OUR TAKE: 7.5 out of 10
Public opinion, misinformation and gossip to the contrary, most everyone in the film business is not an overnight success. Instead, they're the victor and/or survivor of years of hard and usually under-appreciated or unrecognized work on scores of films, many of them unknown to the average moviegoer.

For example, before "Titanic" and the "Terminator" films, director James Cameron labored away on "Piranha II: The Spawning." Martin Scorsese directed "Boxcar Bertha" in the years before "Taxi Driver" and "Raging Bull," while Alfred Hitchcock worked in various jobs for decades on many films before making a name for himself with his later, better known efforts.

Even noted film director Steven Spielberg - while not possessing any "B" movie credentials in his early days - helmed the little seen "Duel" and "The Sugarland Express" before directing his later, higher profile films such as "Jaws," "Raiders of the Lost Ark," "Schindler's List" and "Saving Private Ryan."

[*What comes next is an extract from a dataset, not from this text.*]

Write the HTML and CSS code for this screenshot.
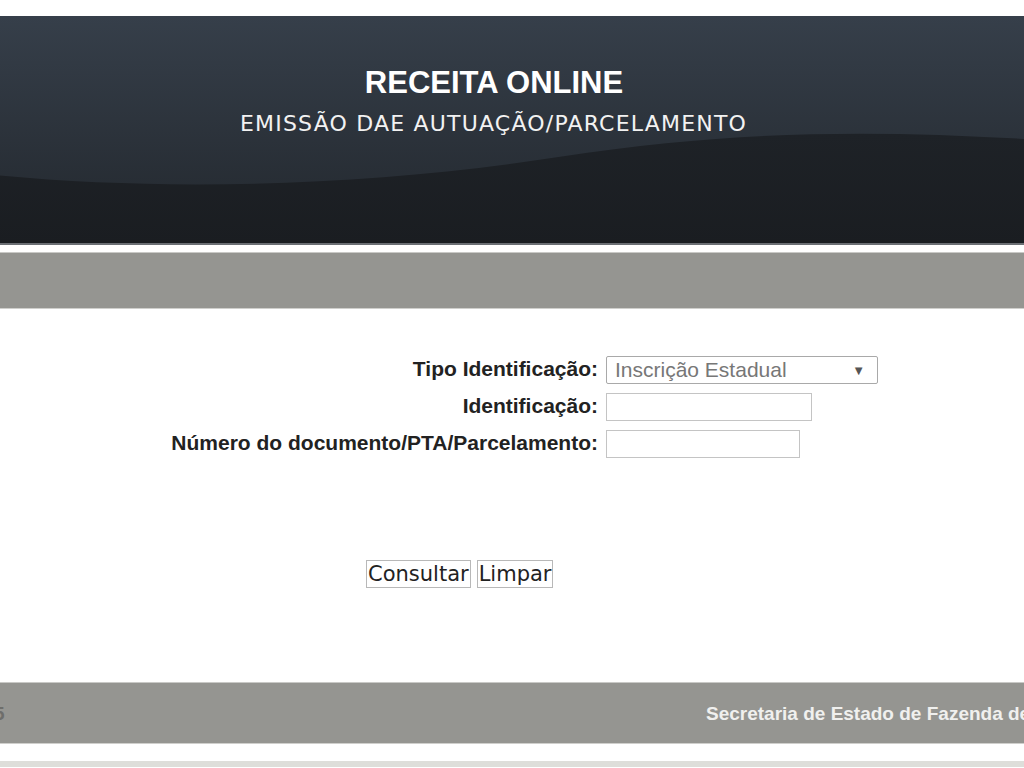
FILE: index.html
```html
<!DOCTYPE html>
<html lang="pt-BR">
<head>
    <meta charset="UTF-8">
    <title>Receita Online - Emissão DAE Autuação/Parcelamento</title>
    <link rel="stylesheet" href="styles.css">
</head>
<body>
    <div class="page">
        <header class="header">
            <svg class="header-wave" viewBox="0 0 1024 229" preserveAspectRatio="none">
                <defs>
                    <linearGradient id="topGrad" x1="0" y1="0" x2="0" y2="1">
                        <stop offset="0" stop-color="#363f4a"/>
                        <stop offset="1" stop-color="#22272d"/>
                    </linearGradient>
                    <linearGradient id="lowGrad" x1="0" y1="0" x2="0" y2="1">
                        <stop offset="0" stop-color="#1e2227"/>
                        <stop offset="1" stop-color="#1a1d21"/>
                    </linearGradient>
                </defs>
                <rect width="1024" height="229" fill="url(#topGrad)"/>
                <path d="M0 161 C 180 178, 380 170, 560 142 S 880 116, 1024 124 L1024 229 L0 229 Z" fill="url(#lowGrad)"/>
            </svg>
            <div class="header-text">
                <h1>RECEITA ONLINE</h1>
                <p>EMISSÃO DAE AUTUAÇÃO/PARCELAMENTO</p>
            </div>
        </header>

        <div class="menu-bar"></div>

        <main class="content">
            <form class="form" onsubmit="return false;">
                <div class="row">
                    <label for="tipo">Tipo Identificação:</label>
                    <div class="select" id="tipo">
                        <span>Inscrição Estadual</span>
                        <span class="arrow">&#9660;</span>
                    </div>
                </div>
                <div class="row">
                    <label for="ident">Identificação:</label>
                    <input type="text" id="ident" class="field field-ident">
                </div>
                <div class="row">
                    <label for="numero">Número do documento/PTA/Parcelamento:</label>
                    <input type="text" id="numero" class="field field-num">
                </div>

                <div class="actions">
                    <button type="submit">Consultar</button>
                    <button type="reset">Limpar</button>
                </div>
            </form>
        </main>

        <footer class="footer">
            <span class="footer-left">© 2015</span>
            <span class="footer-right">Secretaria de Estado de Fazenda de Minas Gerais</span>
        </footer>
        <div class="bottom-line"></div>
    </div>
</body>
</html>
```

FILE: styles.css
```css
* {
    box-sizing: border-box;
    margin: 0;
    padding: 0;
}

html, body {
    overflow: hidden;
}

body {
    font-family: "Liberation Sans", Arial, sans-serif;
    background: #fff;
    color: #222;
    height: 768px;
}

.page {
    padding-top: 16px;
}

.header {
    position: relative;
    height: 229px;
    border-bottom: 2px solid #6b6f74;
}

.header-wave {
    position: absolute;
    top: 0;
    left: 0;
    width: 100%;
    height: 100%;
    display: block;
}

.header-text {
    position: relative;
    text-align: center;
    color: #fff;
    padding-top: 49px;
}

.header-text h1 {
    font-size: 31px;
    font-weight: bold;
    line-height: 36px;
    margin-left: -36px;
}

.header-text p {
    font-family: "DejaVu Sans", Verdana, sans-serif;
    font-size: 22px;
    line-height: 26px;
    letter-spacing: 1.2px;
    margin-top: 10px;
    margin-left: -37px;
    color: #f2f2f2;
}

.menu-bar {
    margin-top: 7px;
    height: 57px;
    background: #959591;
    border-top: 1px solid #c9c9c6;
    border-bottom: 1px solid #cfcfcc;
}

.content {
    height: 373px;
    padding-top: 47px;
}

.form {
    display: flex;
    flex-direction: column;
}

.row {
    display: grid;
    grid-template-columns: 598px auto;
    column-gap: 8px;
    align-items: center;
    height: 28px;
    margin-bottom: 9px;
}

.row label {
    text-align: right;
    font-weight: bold;
    font-size: 21px;
    line-height: 24px;
    margin-top: -2px;
    color: #222;
}

.select {
    width: 272px;
    height: 28px;
    border: 1px solid #a9a9a9;
    border-radius: 2px;
    display: flex;
    justify-content: space-between;
    align-items: center;
    padding: 0 12px 0 8px;
    font-size: 21px;
    color: #777;
}

.select .arrow {
    font-size: 13px;
    color: #555;
}

.field {
    height: 28px;
    border: 1px solid #c4c4c4;
    background: #fff;
}

.field-ident {
    width: 206px;
}

.field-num {
    width: 194px;
}

.actions {
    display: flex;
    gap: 6px;
    margin-top: 93px;
    margin-left: 366px;
}

.actions button {
    font-family: "DejaVu Sans", Verdana, sans-serif;
    font-size: 21px;
    height: 28px;
    padding: 0 1px;
    background: #fff;
    border: 1px solid #b8b8b8;
    color: #222;
}

.footer {
    height: 62px;
    background: #959591;
    border-top: 1px solid #c9c9c6;
    border-bottom: 1px solid #cfcfcc;
    display: flex;
    align-items: center;
    margin-left: -57px;
    padding-top: 2px;
    white-space: nowrap;
}

.footer-left {
    width: 763px;
    flex: none;
    font-size: 19px;
    font-weight: bold;
    color: #6e6e6b;
}

.footer-right {
    flex: none;
    font-size: 19px;
    font-weight: bold;
    color: #f0f0ee;
}

.bottom-line {
    margin-top: 17px;
    height: 6px;
    background: #dededa;
}
```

While brothers Joel and Ethan Coen ("The Big Lebowski," "Raising Arizona") aren't as recognizable by name as their more famous counterparts, some of their works are, including their best known and most critically acclaimed effort, 1996's "Fargo" (recipient of seven Oscar nominations and winner of two). One may wonder then, about their first effort, 1984's "Blood Simple" and how it stacks up against other first-time works and/or their later efforts.

With the re-release of that film in its new and shorter "director's cut" version, audiences will once again see that the brotherly filmmaking team certainly knew what they were doing from the beginning. Arguably one of the most accomplished and engaging cinematic debuts of the past quarter century, the film is a taut and suspenseful thriller that evokes memories of Hitchcock and easily blows away and is more satisfying than many recent efforts in the genre.

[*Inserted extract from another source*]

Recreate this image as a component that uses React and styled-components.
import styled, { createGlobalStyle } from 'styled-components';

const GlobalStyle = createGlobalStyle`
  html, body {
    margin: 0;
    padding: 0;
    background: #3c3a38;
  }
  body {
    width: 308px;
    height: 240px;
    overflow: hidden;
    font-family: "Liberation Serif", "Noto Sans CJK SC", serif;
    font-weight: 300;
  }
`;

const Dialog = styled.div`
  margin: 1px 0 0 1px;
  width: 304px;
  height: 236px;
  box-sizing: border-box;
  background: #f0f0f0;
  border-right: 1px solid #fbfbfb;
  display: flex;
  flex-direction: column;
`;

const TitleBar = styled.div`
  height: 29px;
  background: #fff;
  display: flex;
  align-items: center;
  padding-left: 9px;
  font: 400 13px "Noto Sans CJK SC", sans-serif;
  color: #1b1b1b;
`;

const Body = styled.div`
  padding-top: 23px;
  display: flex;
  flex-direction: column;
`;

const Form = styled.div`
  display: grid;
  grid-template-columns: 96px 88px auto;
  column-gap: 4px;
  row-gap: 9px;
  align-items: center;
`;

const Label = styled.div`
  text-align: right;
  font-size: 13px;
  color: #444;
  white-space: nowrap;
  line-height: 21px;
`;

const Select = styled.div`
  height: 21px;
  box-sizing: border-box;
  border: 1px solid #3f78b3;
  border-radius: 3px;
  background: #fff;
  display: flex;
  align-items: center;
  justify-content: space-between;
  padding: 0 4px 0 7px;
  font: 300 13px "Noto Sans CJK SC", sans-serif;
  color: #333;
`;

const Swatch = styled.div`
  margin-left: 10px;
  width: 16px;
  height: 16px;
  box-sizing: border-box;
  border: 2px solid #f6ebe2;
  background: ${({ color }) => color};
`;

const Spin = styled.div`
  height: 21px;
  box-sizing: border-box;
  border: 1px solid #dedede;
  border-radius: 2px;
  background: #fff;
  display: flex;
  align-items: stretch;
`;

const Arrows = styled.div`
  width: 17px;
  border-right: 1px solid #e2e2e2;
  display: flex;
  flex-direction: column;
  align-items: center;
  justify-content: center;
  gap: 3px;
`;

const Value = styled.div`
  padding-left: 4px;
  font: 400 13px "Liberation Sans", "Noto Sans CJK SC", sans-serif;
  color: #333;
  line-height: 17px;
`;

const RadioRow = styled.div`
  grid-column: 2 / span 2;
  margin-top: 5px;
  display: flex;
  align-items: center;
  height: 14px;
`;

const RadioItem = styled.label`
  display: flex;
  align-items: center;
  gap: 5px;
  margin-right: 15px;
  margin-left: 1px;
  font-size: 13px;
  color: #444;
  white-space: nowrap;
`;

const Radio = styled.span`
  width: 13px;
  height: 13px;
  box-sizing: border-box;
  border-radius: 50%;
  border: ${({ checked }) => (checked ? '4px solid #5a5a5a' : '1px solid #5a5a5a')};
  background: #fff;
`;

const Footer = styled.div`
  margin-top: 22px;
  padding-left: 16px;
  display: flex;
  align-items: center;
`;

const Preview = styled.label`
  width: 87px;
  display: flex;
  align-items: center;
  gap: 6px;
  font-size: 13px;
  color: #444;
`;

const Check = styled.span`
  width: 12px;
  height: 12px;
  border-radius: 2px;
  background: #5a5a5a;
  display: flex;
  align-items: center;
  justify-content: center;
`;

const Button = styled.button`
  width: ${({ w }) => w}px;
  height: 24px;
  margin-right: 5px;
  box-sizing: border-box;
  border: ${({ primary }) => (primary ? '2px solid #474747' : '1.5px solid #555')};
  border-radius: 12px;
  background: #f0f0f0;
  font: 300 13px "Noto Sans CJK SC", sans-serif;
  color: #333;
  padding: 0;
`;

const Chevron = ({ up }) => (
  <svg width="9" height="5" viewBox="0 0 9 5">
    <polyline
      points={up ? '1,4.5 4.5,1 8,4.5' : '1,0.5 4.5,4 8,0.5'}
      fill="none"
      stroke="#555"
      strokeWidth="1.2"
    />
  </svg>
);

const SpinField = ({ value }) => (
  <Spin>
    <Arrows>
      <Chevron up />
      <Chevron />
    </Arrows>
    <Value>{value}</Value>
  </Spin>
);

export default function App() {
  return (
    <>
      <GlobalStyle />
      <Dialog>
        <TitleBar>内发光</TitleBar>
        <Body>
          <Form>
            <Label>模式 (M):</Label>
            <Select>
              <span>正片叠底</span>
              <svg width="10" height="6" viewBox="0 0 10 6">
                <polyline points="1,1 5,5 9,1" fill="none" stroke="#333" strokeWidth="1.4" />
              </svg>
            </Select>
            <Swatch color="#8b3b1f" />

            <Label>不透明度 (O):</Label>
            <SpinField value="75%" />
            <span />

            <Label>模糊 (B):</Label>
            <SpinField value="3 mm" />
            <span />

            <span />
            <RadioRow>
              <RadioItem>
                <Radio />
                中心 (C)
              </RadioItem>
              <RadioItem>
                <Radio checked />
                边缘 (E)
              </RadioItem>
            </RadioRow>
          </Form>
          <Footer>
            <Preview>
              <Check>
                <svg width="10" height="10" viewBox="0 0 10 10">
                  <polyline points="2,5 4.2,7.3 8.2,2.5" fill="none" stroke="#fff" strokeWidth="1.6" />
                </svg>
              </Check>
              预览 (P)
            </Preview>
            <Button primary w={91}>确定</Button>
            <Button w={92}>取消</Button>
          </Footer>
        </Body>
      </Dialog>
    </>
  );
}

Prefaced by an odd but funny introduction where a mockingly pompous character by the name of Mortimer Young describes the film in a glowing, but satirically stuffy Masterpiece Theater fashion ("This exquisite masterpiece has been digitally swabbed, the boring parts have been taken out, and other things added…"), the film's "beauty" is in the straightforwardness of its underlying basic plot.

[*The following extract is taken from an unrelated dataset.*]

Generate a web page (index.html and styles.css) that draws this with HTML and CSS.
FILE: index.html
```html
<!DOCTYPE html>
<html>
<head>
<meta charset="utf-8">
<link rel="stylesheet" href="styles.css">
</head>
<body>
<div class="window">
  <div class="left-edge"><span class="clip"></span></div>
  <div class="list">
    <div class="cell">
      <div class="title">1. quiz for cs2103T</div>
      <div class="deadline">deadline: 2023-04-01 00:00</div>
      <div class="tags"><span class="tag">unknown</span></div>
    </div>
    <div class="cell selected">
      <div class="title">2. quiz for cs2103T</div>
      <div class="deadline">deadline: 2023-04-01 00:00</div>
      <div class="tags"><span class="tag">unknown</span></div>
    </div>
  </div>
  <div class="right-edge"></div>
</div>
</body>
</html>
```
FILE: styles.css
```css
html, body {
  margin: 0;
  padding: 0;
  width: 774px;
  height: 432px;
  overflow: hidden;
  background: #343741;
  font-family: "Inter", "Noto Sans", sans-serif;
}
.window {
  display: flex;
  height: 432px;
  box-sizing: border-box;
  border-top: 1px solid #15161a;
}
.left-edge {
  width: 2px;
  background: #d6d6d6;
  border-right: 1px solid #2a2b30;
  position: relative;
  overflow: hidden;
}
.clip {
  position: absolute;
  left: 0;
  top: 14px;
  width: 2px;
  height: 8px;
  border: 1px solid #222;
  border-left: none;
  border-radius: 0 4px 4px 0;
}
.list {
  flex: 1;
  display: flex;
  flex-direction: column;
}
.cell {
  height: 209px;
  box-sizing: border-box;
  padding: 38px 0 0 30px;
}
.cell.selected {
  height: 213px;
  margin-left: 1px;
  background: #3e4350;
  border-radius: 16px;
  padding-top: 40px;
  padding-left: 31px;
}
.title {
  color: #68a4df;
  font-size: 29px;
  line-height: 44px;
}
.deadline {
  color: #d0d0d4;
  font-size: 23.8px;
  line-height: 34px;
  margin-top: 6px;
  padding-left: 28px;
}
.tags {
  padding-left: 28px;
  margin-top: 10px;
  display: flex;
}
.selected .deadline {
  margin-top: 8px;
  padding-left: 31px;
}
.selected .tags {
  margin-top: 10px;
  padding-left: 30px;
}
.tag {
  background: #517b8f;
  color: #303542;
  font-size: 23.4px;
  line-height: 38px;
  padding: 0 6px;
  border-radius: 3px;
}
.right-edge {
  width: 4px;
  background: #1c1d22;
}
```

Yet, much like Phillip Noyce's "Dead Calm," such simplicity, when handled correctly, can make for some terrific cinema. That's certainly the case here where a cuckolded and bitter husband hires a seedy private eye to kill his wife and her lover. What seems like a simple plan obviously soon goes awry and begins to twist about in all directions, and that's where the fun begins.

Now, some may argue that the film's lack of any truly sympathetic character robs it of delivering its full impact, and that is somewhat of a valid point. Nonetheless, the way in which writer/director Joel and co-writer Ethan masterfully manipulate the story, its characters and the viewer more than makes up for such an omission. As such, what initially seems like a simple plot suddenly becomes far more complex and the ensuing, related scenes turn out to be quite riveting in nature.

Although the picture occasionally shows its low-budget, independent film roots (in both look and some stilted dialogue), most of the time is has an incredibly assertive and imaginative air about it that not only belies the filmmakers' inexperience and their modest budget, but also manages, for the most part, to impress the viewer.

Most notable among that is the film's camera work by cinematographer Barry Sonnenfeld (who would later go on to direct the "Addams Family" movies as well as "Men in Black"). While the film's scant number of characters and locales could had led to a rather static looking and feeling production, the Coens - through Sonnenfeld - effectively move and use the camera to create the exact opposite effect. Not to be outdone, the filmmakers' use of sound - whether it be that of circulating fans or of one characters' computer terminal - is similarly superb, as is composer Carter Burwell's simple, but highly effective score.

For the type and style of story the film tells, the performances are also generally solid. Most notable is Frances McDormand ("Wonder Boys," "Paradise Road") whose character here is quite distinct from her Oscar winning role in "Fargo." A bit reminiscent in look and demeanor to Sigourney Weaver's Ripley character in the "Alien" films, McDormand delivers a good performance.

While John Getz ("The Fly," "Don't Tell Mom the Babysitter's Dead") is okay but doesn't make much of a lasting impression in his role, Dan Hedaya ("Shaft," "Clueless") and M. Emmett Walsh ("Wild Wild West," "Twilight") are perfectly cast as the vengeful husband and the slimy private eye respectively. The latter gets the film's meatiest role and certainly creates its most memorable character.

While some may complain that the Coens borrowed a bit too heavily and often from Hitchcock in fashioning this film, the resultant effect feels more like homage rather than a rip-off (although many films that followed this one can be accused of just that). With a fun and imaginative visual approach at telling their story and a palatable degree of tension that rivals that found in many a horror film, it's hard to imagine that this was a freshman effort.

Although not quite up to par with some of the brothers' later works - in overall polish and substantial character depth - one can't argue with the effectiveness of this film as a taut, first-rate, suspense thriller. As such, "Blood Simple" rates as a 7.5 out of 10.